1140年盛夏,郾城大捷的烽烟尚未散尽,岳家军剑锋直指汴梁。朱仙镇前,金军铁骑的意志正在崩溃——这本该是直捣黄龙、重整山河的千载良机。然而一道冰冷的金牌自临安飞驰而来,勒令班师。十二道催命符般的金牌,最终将“还我河山”的壮志碾碎于风波亭的血色黄昏。历史在这一刻凝固成永恒的悲怆。
然而,倘若我们轻轻拨动时光的指针,让那位深宫中的帝王赵构,选择将全部信任交付给执锐披坚的岳飞,历史的长河又将流向何方?
粮道畅通,虎翼添风: 历史记载中,岳家军数次北伐功败垂成,往往因“孤军乏食”而功亏一篑。若赵构鼎力支持,临安朝廷的庞大资源将化为坚实后盾。粮秣辎重沿运河源源北上,精锐援军可迅速填补战线。史载岳飞曾奏请增兵:“臣观贼势……必须添兵,方可济事。”当这份请求不再石沉大海,金军面对的将不再是一支因补给线漫长而掣肘的孤军,而是整个南宋王朝倾力打造的铁拳。
诸军并进,合围破虏: 南宋初年,名将非只岳飞一人。顺昌城下,刘锜曾以少胜多,令金兀术仓皇北顾;长江沿线,韩世忠、张俊亦拥劲旅。可惜历史上各自为战,甚至互相掣肘。赵构若能以朝廷之力统一调度,协调诸军如臂使指——命刘锜自顺昌北上呼应,着韩世忠扼守要道阻敌增援——金军主力将被压缩在汴梁一带,陷入数面合围的天罗地网。协同作战的威力,远非一军独进可比。

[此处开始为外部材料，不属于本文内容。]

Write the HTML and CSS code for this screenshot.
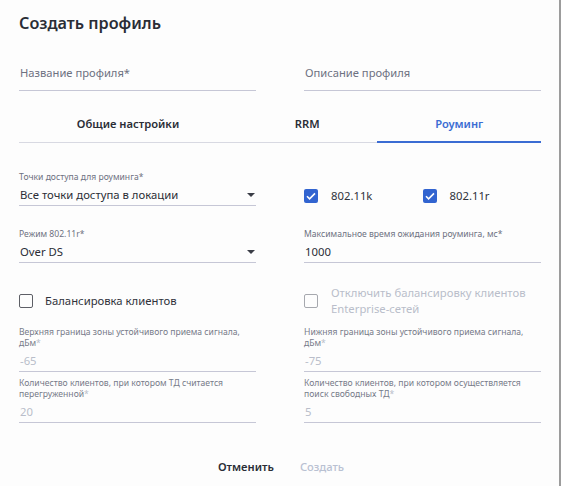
FILE: index.html
```html
<!DOCTYPE html>
<html lang="ru">
<head>
<meta charset="utf-8">
<title>Создать профиль</title>
<link rel="stylesheet" href="styles.css">
</head>
<body>
<div class="dialog">
  <h1 class="title">Создать профиль</h1>

  <div class="row row-name">
    <div class="field field-plain"><span class="ph">Название профиля*</span></div>
    <div class="field field-plain"><span class="ph">Описание профиля</span></div>
  </div>

  <div class="tabs">
    <div class="tab">Общие настройки</div>
    <div class="tab">RRM</div>
    <div class="tab active">Роуминг</div>
  </div>

  <div class="row row-a">
    <div class="field">
      <div class="lbl">Точки доступа для роуминга*</div>
      <div class="val select">Все точки доступа в локации<span class="caret"></span></div>
    </div>
    <div class="checks">
      <label class="check"><span class="box on"><svg viewBox="0 0 14 14" width="14" height="14"><path d="M3 7.2l2.6 2.6L11 4.4" fill="none" stroke="#fff" stroke-width="1.6"/></svg></span>802.11k</label>
      <label class="check"><span class="box on"><svg viewBox="0 0 14 14" width="14" height="14"><path d="M3 7.2l2.6 2.6L11 4.4" fill="none" stroke="#fff" stroke-width="1.6"/></svg></span>802.11r</label>
    </div>
  </div>

  <div class="row row-b">
    <div class="field">
      <div class="lbl">Режим 802.11r*</div>
      <div class="val select">Over DS<span class="caret"></span></div>
    </div>
    <div class="field">
      <div class="lbl">Максимальное время ожидания роуминга, мс*</div>
      <div class="val">1000</div>
    </div>
  </div>

  <div class="row row-c">
    <label class="check"><span class="box"></span>Балансировка клиентов</label>
    <label class="check disabled"><span class="box"></span><span class="two">Отключить балансировку клиентов<br>Enterprise-сетей</span></label>
  </div>

  <div class="row row-d">
    <div class="field dis">
      <div class="lbl">Верхняя граница зоны устойчивого приема сигнала,<br>дБм<span class="ast">*</span></div>
      <div class="val">-65</div>
    </div>
    <div class="field dis">
      <div class="lbl">Нижняя граница зоны устойчивого приема сигнала,<br>дБм<span class="ast">*</span></div>
      <div class="val">-75</div>
    </div>
  </div>

  <div class="row row-e">
    <div class="field dis">
      <div class="lbl">Количество клиентов, при котором ТД считается<br>перегруженной<span class="ast">*</span></div>
      <div class="val">20</div>
    </div>
    <div class="field dis">
      <div class="lbl">Количество клиентов, при котором осуществляется<br>поиск свободных ТД<span class="ast">*</span></div>
      <div class="val">5</div>
    </div>
  </div>

  <div class="footer">
    <button class="btn">Отменить</button>
    <button class="btn btn-off">Создать</button>
  </div>
</div>
</body>
</html>
```

FILE: styles.css
```css
html, body {
  margin: 0;
  padding: 0;
  background: #fdfdfd;
}
body {
  font-family: "Noto Sans", "Open Sans", sans-serif;
  color: #2b2e38;
}
.dialog {
  width: 561px;
  height: 486px;
  box-sizing: border-box;
  padding: 11px 18px 0 19px;
  border-right: 2px solid #9c9c9c;
  background: #fdfdfd;
}
.title {
  margin: 0;
  font-size: 16.2px;
  line-height: 24px;
  font-weight: 600;
  color: #2a2d36;
}
.row {
  display: grid;
  grid-template-columns: 237px 237px;
  column-gap: 48px;
}
.row-name { margin-top: 28px; }
.field {
  display: flex;
  flex-direction: column;
  gap: 2px;
  border-bottom: 1px solid #c6c7d6;
}
.field-plain {
  padding: 0 0 7px 1px;
}
.ph {
  font-size: 11.2px;
  line-height: 20px;
  color: #6d7181;
}
.tabs {
  display: flex;
  margin-top: 15px;
  height: 37px;
  box-sizing: border-box;
  border-bottom: 1px solid #d8d9e2;
}
.tab {
  flex: 1 1 auto;
  height: 35px;
  display: flex;
  align-items: center;
  justify-content: center;
  font-size: 11.2px;
  font-weight: 600;
  color: #2a2d36;
}
.tab.active {
  color: #3b6cd3;
  height: 37px;
  box-sizing: border-box;
  margin-bottom: -1px;
  padding-bottom: 1px;
  border-bottom: 2px solid #3b6cd3;
}
.lbl {
  font-size: 8.6px;
  line-height: 11px;
  color: #6d7181;
}
.val {
  font-size: 11.3px;
  line-height: 20px;
  color: #2a2d36;
  padding-left: 1px;
}
.select {
  position: relative;
}
.caret {
  position: absolute;
  right: 1px;
  top: 8px;
  width: 0;
  height: 0;
  border-left: 4px solid transparent;
  border-right: 4px solid transparent;
  border-top: 4px solid #3a3d46;
}
.row-a { margin-top: 29px; }
.row-b { margin-top: 23px; }
.row-c { margin-top: 22px; height: 32px; align-items: center; }
.row-d { margin-top: 10px; }
.row-e { margin-top: 6px; }
.checks {
  display: grid;
  grid-template-columns: 1fr 1fr;
  align-items: center;
  padding-top: 13px;
}
.check {
  display: flex;
  align-items: center;
  gap: 13px;
  font-size: 11.3px;
  line-height: 16px;
  color: #2f323b;
}
.row-c > .check:first-child { gap: 12px; }
.box {
  width: 14px;
  height: 14px;
  box-sizing: border-box;
  border: 1.5px solid #5d5f66;
  border-radius: 2px;
  flex: none;
  display: flex;
}
.box.on {
  background: #3264d0;
  border: none;
}
.check.disabled { color: #b9bdca; }
.check.disabled .box { border-color: #a6a8ae; }
.two { display: block; }
.dis .lbl { color: #777b89; }
.dis .ast { color: #b9bdca; }
.dis .val { color: #b9bdca; }
.footer {
  display: flex;
  justify-content: center;
  gap: 8px;
  margin-top: 34px;
  padding-left: 2px;
}
.btn {
  font-family: inherit;
  font-size: 11.2px;
  font-weight: 600;
  line-height: 20px;
  color: #2a2d36;
  background: none;
  border: none;
  padding: 0 9px;
}
.btn-off {
  color: #b9c1d2;
  font-weight: 500;
}
```
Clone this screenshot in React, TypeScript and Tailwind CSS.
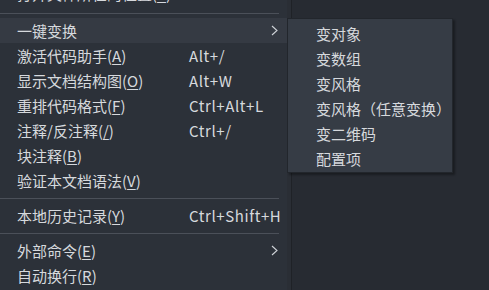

权争迷雾,一朝消散: 赵构内心深处最大的恐惧,莫过于岳飞“直捣黄龙,迎回二圣”的誓言。徽、钦二帝若还,他自身帝位难免动摇。然而历史走到1140年,宋钦宗虽在,其政治能量早已随岁月流逝。若赵构能豁然勘破心魔,或与岳飞达成某种政治默契,这柄悬于北伐之上的利剑便可消弭无形。中枢与前线同心,方为克敌制胜的基石。
金廷震荡,北顾生变: 面对南宋前所未有的强大压力,金国内部并非铁板一块。权臣宗弼(兀术)虽掌兵柄,却需不断以战功巩固地位。一旦其在河南战场遭遇毁灭性挫败,金廷内部虎视眈眈的宗室贵族(如后来弑君的完颜亮之流)必会乘势发难。外战失利极易引发内部倾轧,金国对中原的控制将如累卵之危。南宋甚至可能乘势扶持中原抗金义军,令金人腹背受敌。
山河重光,南北新局: 在此情境下,岳家军光复汴梁几成定局,黄河以南故土可望次第收复。金国残部或将被迫收缩至河北乃至更北,南北对峙的疆域线将大幅北移。一个拥有更广阔战略纵深、经济根基更雄厚的南宋,将有更充足的时间休养生息,积蓄力量。纵使不能即刻“尽复旧疆”,划黄河而治的稳固局面亦足以改写后世格局。江南繁华,不必再时刻笼罩在北方的刀锋阴影之下。
若赵构能抛却私心,历史的天平必将倾斜。岳飞不会冤死风波亭,他的名字将如星辰般闪耀于民族复兴的史诗中;秦桧之流或将失势,其“南自南,北自北”的分裂主张将被扫入角落;而赵构本人,亦将从“自弃其土,自蹙其国”的争议帝王,化身为真正的中兴之主,赢得截然不同的身后评章。
可惜,历史无法假设。十二道金牌的寒光,终究穿透了郾城大捷的余晖。当我们回望那个充满可能性的夏天,唯有扼腕叹息:一个民族向上勃兴的路径,有时竟被庙堂深处的一念之差所斩断。岳飞血染的风波亭,永远凝固了那个未竟的梦。